◆ **Record excerpts**
┏━━

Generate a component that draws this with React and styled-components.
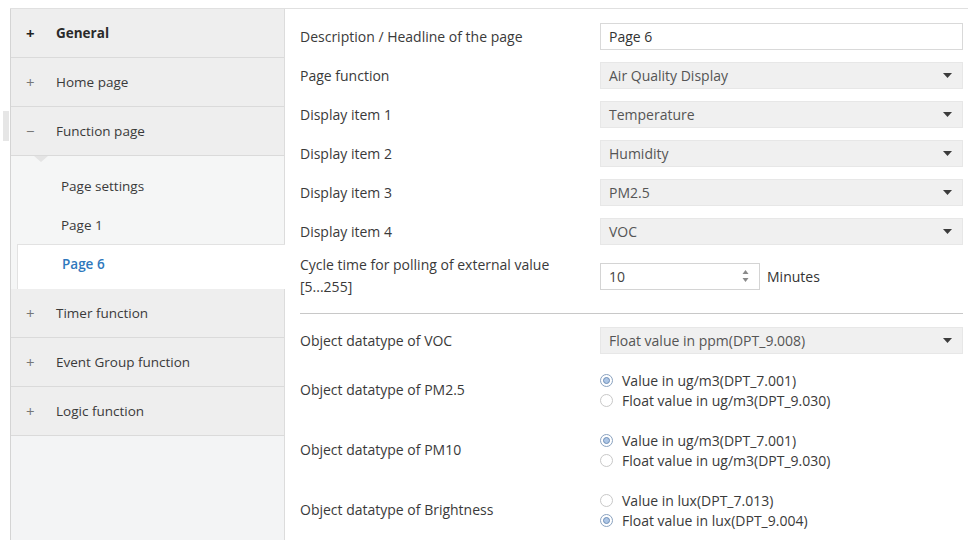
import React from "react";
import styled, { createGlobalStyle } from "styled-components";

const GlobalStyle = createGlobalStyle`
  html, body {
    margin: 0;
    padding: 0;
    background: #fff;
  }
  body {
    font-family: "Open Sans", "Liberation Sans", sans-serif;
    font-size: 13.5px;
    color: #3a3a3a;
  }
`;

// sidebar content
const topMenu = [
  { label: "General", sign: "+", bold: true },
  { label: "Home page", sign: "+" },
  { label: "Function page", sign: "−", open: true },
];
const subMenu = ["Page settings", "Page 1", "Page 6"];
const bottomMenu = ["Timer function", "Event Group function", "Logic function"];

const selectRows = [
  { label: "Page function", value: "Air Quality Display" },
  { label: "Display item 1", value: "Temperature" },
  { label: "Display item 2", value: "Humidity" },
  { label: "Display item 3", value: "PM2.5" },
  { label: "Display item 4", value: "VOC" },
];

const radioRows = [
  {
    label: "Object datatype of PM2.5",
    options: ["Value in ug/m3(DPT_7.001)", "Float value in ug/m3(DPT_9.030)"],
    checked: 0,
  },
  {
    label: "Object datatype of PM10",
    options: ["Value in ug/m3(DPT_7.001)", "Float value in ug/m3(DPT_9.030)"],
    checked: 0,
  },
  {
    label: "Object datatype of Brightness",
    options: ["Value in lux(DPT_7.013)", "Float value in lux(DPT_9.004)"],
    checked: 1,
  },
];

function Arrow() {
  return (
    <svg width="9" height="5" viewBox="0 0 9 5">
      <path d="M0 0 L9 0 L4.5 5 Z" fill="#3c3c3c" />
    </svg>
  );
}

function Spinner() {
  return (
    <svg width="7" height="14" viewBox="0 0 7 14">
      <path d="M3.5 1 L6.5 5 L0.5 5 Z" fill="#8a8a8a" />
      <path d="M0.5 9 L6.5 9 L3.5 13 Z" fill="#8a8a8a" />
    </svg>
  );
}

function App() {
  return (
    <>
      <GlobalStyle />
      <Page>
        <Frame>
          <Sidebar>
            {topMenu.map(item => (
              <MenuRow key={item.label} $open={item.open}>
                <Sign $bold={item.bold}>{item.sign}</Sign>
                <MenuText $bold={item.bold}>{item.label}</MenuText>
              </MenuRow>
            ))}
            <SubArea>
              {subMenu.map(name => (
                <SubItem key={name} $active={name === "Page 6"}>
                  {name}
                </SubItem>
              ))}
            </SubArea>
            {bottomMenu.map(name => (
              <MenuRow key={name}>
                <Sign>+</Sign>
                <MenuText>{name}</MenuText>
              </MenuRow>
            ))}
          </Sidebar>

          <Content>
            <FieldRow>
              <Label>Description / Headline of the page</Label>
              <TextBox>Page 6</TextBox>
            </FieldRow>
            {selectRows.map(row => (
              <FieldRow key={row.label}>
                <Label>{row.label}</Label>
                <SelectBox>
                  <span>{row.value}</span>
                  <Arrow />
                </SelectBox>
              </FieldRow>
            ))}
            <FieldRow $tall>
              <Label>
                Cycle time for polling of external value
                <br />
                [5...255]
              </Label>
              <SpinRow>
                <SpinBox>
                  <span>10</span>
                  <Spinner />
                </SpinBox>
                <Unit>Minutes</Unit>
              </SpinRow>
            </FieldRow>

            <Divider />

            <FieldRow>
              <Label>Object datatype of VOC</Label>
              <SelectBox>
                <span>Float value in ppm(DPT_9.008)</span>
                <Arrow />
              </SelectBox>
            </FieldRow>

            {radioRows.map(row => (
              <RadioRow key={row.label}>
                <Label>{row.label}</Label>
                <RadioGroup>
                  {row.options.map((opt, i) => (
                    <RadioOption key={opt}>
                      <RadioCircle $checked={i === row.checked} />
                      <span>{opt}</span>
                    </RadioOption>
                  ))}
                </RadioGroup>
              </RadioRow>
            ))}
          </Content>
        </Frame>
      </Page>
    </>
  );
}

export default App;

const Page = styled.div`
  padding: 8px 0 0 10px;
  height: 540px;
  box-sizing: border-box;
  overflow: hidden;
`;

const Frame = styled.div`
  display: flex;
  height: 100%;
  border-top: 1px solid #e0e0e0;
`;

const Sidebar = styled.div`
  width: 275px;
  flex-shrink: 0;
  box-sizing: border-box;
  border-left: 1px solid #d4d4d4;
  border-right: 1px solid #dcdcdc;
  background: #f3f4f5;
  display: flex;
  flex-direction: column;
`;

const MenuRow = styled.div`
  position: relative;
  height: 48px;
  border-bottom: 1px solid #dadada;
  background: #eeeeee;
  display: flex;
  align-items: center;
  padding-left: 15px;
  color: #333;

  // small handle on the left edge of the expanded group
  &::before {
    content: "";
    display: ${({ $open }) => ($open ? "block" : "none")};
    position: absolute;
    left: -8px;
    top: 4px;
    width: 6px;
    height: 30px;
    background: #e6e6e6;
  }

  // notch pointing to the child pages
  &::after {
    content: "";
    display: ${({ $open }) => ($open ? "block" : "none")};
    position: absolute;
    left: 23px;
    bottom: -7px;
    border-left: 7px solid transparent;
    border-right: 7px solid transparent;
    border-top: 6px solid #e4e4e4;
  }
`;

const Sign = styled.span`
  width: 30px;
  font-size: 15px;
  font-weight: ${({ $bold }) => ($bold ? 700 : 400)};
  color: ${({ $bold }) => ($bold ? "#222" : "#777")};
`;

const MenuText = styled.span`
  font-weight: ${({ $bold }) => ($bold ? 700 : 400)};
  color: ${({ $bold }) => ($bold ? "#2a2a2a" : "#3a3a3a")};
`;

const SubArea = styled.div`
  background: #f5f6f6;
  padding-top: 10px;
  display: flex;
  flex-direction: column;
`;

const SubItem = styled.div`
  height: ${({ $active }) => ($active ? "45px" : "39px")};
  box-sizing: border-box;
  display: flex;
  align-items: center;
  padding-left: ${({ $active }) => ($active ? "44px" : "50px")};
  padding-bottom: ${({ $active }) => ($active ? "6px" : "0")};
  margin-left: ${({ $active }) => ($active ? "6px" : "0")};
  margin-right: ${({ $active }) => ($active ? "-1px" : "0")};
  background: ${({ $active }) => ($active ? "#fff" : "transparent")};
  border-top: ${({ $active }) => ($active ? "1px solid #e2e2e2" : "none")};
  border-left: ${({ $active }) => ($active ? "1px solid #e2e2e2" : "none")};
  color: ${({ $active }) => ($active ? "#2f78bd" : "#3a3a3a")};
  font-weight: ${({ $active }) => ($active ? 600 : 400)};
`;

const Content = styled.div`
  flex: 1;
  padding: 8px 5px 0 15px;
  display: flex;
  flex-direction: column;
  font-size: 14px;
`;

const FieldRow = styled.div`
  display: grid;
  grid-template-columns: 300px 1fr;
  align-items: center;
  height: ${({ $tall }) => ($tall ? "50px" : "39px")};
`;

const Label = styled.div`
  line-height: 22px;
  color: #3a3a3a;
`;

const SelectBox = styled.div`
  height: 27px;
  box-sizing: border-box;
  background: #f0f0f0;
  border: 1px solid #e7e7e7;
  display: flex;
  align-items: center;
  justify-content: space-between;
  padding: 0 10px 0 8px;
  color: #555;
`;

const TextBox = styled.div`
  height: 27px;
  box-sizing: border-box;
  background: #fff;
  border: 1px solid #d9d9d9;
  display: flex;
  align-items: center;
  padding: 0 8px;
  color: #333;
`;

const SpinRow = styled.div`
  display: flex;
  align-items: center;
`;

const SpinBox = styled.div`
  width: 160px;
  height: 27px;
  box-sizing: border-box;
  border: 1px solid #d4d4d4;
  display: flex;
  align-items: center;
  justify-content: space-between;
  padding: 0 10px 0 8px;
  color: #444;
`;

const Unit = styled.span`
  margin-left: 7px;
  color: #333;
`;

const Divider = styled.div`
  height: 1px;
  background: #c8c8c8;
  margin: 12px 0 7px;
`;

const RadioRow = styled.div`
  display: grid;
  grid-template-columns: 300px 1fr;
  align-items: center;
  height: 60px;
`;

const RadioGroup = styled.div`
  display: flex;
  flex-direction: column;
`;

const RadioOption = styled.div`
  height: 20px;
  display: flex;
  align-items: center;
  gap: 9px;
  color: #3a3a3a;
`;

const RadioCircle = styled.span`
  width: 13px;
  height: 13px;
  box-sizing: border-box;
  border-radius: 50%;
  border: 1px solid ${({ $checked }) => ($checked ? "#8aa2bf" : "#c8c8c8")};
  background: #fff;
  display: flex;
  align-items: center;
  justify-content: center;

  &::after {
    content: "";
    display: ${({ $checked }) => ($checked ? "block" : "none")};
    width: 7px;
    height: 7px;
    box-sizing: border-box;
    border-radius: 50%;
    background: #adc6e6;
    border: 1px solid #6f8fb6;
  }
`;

┗━━
┏━━

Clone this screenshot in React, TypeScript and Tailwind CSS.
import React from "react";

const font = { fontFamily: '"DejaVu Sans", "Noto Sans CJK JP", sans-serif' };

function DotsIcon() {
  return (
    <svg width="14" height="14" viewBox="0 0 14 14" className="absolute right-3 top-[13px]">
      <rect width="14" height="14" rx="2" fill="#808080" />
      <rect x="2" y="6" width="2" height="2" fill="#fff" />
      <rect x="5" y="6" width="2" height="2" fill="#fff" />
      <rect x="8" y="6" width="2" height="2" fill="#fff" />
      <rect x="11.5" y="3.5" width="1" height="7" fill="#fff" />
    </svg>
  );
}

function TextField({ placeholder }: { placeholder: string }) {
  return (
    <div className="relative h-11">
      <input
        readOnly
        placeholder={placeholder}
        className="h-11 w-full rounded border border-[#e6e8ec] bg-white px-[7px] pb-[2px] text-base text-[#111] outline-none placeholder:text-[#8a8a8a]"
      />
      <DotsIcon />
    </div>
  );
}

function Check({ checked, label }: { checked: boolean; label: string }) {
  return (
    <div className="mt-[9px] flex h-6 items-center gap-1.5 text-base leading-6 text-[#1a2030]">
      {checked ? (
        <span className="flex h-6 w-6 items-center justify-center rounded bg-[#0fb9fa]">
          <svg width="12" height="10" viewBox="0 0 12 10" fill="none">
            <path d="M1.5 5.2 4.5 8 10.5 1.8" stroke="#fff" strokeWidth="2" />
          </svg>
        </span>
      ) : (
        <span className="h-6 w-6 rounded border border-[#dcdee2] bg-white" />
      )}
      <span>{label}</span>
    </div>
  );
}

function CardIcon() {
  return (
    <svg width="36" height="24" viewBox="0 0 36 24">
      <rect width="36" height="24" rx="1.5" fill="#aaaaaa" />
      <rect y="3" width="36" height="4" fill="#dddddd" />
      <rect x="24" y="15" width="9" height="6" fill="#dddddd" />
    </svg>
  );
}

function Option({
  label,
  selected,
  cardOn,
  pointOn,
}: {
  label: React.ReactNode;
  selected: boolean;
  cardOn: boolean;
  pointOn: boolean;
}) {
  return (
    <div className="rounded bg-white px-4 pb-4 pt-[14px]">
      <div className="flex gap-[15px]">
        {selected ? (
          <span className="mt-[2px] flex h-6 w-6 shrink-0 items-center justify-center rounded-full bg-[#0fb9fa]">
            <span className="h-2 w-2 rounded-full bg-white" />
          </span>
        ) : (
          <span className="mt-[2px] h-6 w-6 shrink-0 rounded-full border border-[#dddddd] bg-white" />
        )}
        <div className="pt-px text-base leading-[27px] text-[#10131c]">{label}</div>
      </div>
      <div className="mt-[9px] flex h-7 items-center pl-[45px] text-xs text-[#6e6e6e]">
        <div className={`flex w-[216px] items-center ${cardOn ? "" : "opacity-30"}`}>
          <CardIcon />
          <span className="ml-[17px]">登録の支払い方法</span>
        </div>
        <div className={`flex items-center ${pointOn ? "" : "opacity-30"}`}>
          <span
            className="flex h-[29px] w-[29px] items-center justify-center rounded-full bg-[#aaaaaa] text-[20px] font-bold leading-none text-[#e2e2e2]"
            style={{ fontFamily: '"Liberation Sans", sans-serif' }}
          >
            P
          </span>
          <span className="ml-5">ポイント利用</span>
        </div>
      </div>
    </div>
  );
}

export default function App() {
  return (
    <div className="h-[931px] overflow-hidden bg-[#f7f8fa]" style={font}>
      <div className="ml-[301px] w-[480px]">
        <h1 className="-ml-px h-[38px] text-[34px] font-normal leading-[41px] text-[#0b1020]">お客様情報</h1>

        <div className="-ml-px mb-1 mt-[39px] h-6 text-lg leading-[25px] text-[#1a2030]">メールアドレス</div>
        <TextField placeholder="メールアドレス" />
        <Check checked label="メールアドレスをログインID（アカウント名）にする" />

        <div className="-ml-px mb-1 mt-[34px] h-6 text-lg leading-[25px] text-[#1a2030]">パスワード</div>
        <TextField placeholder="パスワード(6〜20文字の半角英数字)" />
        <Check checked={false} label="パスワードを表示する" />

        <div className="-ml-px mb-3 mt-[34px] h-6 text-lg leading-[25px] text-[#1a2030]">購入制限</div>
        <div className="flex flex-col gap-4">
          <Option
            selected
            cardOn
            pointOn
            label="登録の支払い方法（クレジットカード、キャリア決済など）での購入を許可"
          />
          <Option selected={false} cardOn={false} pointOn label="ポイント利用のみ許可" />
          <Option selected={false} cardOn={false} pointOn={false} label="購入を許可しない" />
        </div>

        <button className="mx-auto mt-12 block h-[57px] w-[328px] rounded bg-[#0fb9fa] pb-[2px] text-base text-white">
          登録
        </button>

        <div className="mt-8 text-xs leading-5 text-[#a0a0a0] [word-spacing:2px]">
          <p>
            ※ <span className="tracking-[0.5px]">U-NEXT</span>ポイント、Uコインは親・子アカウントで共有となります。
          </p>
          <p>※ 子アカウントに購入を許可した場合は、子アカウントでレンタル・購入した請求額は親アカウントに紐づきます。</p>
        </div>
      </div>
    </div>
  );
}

┗━━

◆ **What to work on**
Scan the material above for the word "React". Copy each line where it occurs.

◆ **Output for this exercise**
Generate a component that draws this with React and styled-components.
import React from "react";
Clone this screenshot in React, TypeScript and Tailwind CSS.
import React from "react";
  label: React.ReactNode;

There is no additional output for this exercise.